Ebenso unerwartet kommt die Nachricht, dass Seehofer Ludwig Spaenle wirklich zum Kultusminister macht. Sein Staatssekretär soll der Tierarzt Marcel Huber sein. Spaenle, der jahrelang den Hochschulausschuss geleitet hat, kennt sich zwar auch in Bildungsfragen aus - dennoch gilt er in der Fraktion als arroganter Hitzkopf, der sich auch gerne mal in der Wortwahl vergreift.

Oder auch Christine Haderthauer. Die Ex-Generalsekretärin wird das Sozialministerium übernehmen und als Staatssekretär Markus Sackmann an die Seite gestellt bekommen. Während ihr für das Wahldesaster die Mitverantwortung übertragen wird, gilt der Oberpfälzer als Experte für die Entwicklung des ländlichen Raumes.

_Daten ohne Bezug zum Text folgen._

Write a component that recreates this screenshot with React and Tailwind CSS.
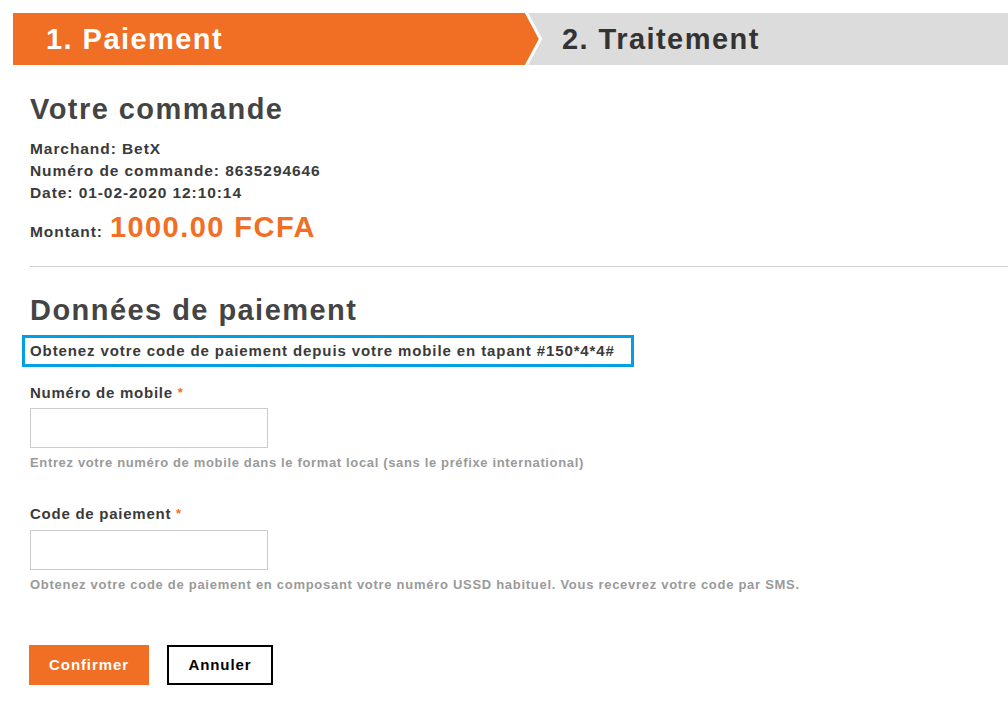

Außerdem hat Seehofer auf seiner Personalliste auch Helmut Brunner stehen - als Miller-Nachfolger im Agrarministerium.

"Vom Grundsatz alle geeignet"

Doch bevor Seehofer nicht mit seiner Fraktion gesprochen hat, will er nichts bestätigen. Nur so viel: "Ingesamt haben wir das vernünftig ausbalanciert."

Noch einmal betont er, wie wichtig ihm das Gespräch mit der Fraktion sei. "Ich habe eine Politik des Dialoges angekündigt", sagt er und fügt hinzu, dass eben dieser Dialog "zu der einen oder anderen Veränderung heute Nacht geführt hat".

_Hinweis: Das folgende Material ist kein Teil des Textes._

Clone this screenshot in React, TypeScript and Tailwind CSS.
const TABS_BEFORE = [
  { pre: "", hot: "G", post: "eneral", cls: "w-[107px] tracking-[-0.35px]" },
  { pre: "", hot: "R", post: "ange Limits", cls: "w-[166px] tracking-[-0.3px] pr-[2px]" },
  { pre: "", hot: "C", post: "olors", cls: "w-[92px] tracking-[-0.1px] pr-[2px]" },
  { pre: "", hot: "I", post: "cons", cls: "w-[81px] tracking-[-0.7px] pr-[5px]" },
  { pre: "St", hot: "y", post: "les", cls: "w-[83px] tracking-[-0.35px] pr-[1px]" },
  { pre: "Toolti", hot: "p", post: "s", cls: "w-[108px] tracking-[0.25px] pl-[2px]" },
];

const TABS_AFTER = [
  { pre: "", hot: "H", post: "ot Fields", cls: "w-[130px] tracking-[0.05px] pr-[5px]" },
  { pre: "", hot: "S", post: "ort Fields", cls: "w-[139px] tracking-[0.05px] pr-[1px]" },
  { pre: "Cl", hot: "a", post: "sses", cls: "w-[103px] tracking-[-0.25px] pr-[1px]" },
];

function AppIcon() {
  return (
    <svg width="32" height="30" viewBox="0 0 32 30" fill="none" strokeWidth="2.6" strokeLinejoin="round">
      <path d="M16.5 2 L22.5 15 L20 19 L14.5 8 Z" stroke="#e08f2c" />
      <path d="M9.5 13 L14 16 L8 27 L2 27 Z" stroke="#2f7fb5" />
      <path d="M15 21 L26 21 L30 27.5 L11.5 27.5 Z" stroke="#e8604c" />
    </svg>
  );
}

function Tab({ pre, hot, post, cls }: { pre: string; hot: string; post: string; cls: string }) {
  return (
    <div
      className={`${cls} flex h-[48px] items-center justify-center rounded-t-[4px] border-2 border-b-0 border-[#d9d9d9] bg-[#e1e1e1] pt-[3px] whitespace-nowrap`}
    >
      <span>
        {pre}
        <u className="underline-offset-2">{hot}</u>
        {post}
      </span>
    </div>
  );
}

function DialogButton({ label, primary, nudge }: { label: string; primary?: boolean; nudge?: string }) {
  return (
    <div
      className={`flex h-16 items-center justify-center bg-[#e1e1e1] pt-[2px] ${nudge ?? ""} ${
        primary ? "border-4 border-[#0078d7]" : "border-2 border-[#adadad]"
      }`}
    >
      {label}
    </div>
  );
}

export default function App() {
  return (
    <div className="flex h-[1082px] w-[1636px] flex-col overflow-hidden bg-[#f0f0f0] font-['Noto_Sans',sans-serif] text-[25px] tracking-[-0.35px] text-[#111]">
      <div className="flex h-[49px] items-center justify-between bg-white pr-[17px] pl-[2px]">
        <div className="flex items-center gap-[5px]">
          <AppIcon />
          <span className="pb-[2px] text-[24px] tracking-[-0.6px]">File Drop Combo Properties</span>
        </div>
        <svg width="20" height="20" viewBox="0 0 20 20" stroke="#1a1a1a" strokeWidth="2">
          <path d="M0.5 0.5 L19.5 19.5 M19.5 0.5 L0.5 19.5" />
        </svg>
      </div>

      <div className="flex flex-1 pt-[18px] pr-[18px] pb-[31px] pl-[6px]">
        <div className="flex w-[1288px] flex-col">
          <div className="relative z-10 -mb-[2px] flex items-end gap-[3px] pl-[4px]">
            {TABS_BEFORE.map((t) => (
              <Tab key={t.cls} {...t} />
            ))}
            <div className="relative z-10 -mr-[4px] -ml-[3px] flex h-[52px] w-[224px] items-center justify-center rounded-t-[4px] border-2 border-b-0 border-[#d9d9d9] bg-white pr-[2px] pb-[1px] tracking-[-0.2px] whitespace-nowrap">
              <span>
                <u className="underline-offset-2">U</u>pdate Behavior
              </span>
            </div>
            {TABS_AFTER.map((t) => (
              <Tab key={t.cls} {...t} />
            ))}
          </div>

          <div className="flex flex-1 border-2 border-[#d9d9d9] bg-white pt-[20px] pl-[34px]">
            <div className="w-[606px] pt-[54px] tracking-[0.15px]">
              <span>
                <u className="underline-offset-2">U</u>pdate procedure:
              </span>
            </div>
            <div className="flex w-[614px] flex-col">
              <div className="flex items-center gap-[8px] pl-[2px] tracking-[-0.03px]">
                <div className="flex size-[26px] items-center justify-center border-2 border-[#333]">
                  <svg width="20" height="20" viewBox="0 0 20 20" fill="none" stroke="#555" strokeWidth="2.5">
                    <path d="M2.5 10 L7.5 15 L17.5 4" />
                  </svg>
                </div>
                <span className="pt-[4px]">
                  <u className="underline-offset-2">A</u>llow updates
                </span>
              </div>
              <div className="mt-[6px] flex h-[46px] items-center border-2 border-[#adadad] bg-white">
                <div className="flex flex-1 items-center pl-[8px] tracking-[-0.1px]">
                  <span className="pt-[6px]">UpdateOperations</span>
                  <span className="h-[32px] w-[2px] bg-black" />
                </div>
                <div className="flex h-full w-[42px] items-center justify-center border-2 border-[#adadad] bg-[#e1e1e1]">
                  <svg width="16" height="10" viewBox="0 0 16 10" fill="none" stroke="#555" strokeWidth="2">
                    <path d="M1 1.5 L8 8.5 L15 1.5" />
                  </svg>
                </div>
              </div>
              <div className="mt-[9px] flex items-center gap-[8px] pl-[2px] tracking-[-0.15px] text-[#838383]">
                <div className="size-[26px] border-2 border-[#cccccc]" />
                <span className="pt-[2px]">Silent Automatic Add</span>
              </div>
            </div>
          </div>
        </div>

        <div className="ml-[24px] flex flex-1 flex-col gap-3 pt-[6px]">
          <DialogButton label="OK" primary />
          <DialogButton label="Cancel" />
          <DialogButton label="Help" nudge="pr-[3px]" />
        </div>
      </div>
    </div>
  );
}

Dann spricht er noch davon, dass das Kabinett, das am Nachmittag vereidigt werden soll, "auf die Legislaturperiode ausgelegt" ist. Dass "vom Grundsatz" alle "geeignet" seien. Und dass er niemanden berufen würde, von dem er nicht überzeugt sei, "dass er die Aufgaben erfüllt. "

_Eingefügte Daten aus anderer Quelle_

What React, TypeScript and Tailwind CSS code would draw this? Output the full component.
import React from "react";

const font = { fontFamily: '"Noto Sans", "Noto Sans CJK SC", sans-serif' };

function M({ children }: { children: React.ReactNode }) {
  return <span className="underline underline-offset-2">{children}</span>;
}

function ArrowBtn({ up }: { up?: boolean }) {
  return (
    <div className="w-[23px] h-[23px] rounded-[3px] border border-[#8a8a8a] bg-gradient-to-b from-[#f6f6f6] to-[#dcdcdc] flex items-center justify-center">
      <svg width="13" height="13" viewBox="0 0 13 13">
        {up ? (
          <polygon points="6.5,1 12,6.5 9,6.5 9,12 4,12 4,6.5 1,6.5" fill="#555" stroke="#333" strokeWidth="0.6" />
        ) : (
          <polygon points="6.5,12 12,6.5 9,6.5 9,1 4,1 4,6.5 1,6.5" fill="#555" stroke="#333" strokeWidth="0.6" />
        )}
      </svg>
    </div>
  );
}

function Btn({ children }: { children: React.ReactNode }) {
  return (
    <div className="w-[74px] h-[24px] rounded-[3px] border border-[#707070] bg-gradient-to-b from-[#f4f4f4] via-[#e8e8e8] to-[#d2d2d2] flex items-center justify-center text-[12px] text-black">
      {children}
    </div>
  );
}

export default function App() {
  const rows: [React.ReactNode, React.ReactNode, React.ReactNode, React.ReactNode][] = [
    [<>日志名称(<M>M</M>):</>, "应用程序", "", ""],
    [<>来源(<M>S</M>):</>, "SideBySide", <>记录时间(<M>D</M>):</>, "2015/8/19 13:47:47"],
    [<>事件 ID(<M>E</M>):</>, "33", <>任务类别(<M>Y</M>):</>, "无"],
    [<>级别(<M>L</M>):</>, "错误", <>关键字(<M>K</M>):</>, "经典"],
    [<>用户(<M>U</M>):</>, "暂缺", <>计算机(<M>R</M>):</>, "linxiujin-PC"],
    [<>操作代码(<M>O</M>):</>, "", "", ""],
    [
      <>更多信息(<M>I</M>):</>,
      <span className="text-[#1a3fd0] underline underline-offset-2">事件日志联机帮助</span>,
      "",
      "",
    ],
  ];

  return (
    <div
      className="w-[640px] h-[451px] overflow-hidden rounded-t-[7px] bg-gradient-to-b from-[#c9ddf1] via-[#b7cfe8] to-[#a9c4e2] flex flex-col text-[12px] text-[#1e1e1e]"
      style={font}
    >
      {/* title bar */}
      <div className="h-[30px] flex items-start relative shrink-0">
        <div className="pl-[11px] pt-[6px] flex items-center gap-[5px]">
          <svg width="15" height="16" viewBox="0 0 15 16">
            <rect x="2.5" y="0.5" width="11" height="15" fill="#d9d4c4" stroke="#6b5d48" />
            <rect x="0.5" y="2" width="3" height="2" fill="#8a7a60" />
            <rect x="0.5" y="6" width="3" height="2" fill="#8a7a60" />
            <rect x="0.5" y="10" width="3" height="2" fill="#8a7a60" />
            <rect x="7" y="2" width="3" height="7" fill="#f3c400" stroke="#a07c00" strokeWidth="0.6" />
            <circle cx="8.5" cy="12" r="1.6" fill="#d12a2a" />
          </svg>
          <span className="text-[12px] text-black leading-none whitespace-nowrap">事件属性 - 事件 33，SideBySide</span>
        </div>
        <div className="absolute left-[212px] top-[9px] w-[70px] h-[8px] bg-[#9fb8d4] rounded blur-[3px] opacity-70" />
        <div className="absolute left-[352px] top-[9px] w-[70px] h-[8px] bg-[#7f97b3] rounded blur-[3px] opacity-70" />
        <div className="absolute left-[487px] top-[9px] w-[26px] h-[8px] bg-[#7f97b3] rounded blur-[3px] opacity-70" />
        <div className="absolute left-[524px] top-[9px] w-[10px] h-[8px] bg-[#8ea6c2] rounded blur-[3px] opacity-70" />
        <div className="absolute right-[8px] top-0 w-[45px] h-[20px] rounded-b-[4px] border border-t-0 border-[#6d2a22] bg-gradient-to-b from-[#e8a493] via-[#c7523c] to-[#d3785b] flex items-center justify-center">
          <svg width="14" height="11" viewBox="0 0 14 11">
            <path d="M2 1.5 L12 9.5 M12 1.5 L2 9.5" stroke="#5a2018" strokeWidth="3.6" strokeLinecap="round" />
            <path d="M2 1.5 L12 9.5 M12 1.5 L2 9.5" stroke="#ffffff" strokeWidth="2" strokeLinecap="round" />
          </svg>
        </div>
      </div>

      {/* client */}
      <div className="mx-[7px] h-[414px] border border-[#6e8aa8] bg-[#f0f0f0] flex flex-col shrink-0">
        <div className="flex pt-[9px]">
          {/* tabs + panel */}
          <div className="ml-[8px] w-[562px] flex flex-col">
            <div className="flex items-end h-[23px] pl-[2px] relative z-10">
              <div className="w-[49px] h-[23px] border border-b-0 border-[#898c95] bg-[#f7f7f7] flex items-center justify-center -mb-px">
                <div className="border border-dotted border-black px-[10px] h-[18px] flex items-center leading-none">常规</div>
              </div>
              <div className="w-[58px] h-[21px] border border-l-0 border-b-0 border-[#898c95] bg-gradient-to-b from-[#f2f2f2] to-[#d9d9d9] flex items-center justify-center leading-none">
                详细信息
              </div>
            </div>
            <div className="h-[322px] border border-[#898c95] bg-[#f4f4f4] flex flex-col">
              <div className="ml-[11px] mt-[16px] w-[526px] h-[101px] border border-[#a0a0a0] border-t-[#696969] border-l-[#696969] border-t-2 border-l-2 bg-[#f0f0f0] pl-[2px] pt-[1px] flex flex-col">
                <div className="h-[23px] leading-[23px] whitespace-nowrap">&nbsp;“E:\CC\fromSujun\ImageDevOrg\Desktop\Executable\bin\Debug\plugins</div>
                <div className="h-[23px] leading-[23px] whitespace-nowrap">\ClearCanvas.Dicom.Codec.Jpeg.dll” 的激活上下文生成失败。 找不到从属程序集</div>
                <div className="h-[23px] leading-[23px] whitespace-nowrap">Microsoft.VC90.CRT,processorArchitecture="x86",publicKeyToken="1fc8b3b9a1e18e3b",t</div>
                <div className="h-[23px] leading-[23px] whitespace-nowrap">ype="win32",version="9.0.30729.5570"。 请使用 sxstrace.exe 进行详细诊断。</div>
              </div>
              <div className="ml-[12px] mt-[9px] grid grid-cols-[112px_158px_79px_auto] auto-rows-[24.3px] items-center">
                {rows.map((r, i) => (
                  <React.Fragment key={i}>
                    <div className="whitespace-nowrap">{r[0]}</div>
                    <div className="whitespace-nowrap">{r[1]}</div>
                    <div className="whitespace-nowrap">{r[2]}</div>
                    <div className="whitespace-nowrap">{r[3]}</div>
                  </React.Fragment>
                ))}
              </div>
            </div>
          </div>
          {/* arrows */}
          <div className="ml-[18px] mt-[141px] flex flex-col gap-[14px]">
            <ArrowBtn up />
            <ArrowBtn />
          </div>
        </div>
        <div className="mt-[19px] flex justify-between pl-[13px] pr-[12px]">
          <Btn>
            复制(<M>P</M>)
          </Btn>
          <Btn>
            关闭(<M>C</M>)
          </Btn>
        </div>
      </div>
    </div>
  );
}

Das sieht auch Erwin Huber so. Er spricht von einer "tatkräftigen Mannschaft", mit der man in die Zukunft gehen könne. Der ehemalige Finanzminister und CSU-Chef sieht den Anspruch nach Kompetenz "voll und ganz bestätigt". Er setze darauf, dass die Regierung "ein großes Potenzial hat". Auch die FDP ist zufrieden. "Das sind alles Leute, mit denen wir können", sagt der künftige FPD-Wirtschaftsminister Martin Zeil.

Die Verwunderung, dass auf der Kabinettsliste keine Namen aus der Berliner Landesgruppe oder aus dem Europaparlament stehen, kann Seehofer indes gar nicht verstehen. "Ich hatte nie eine Überlegung, von außen noch Kabinettsmitglieder zu holen." Und zu guter Letzt: "Wenn das kein Neuanfang ist, dann weiß ich nicht, was ich machen soll."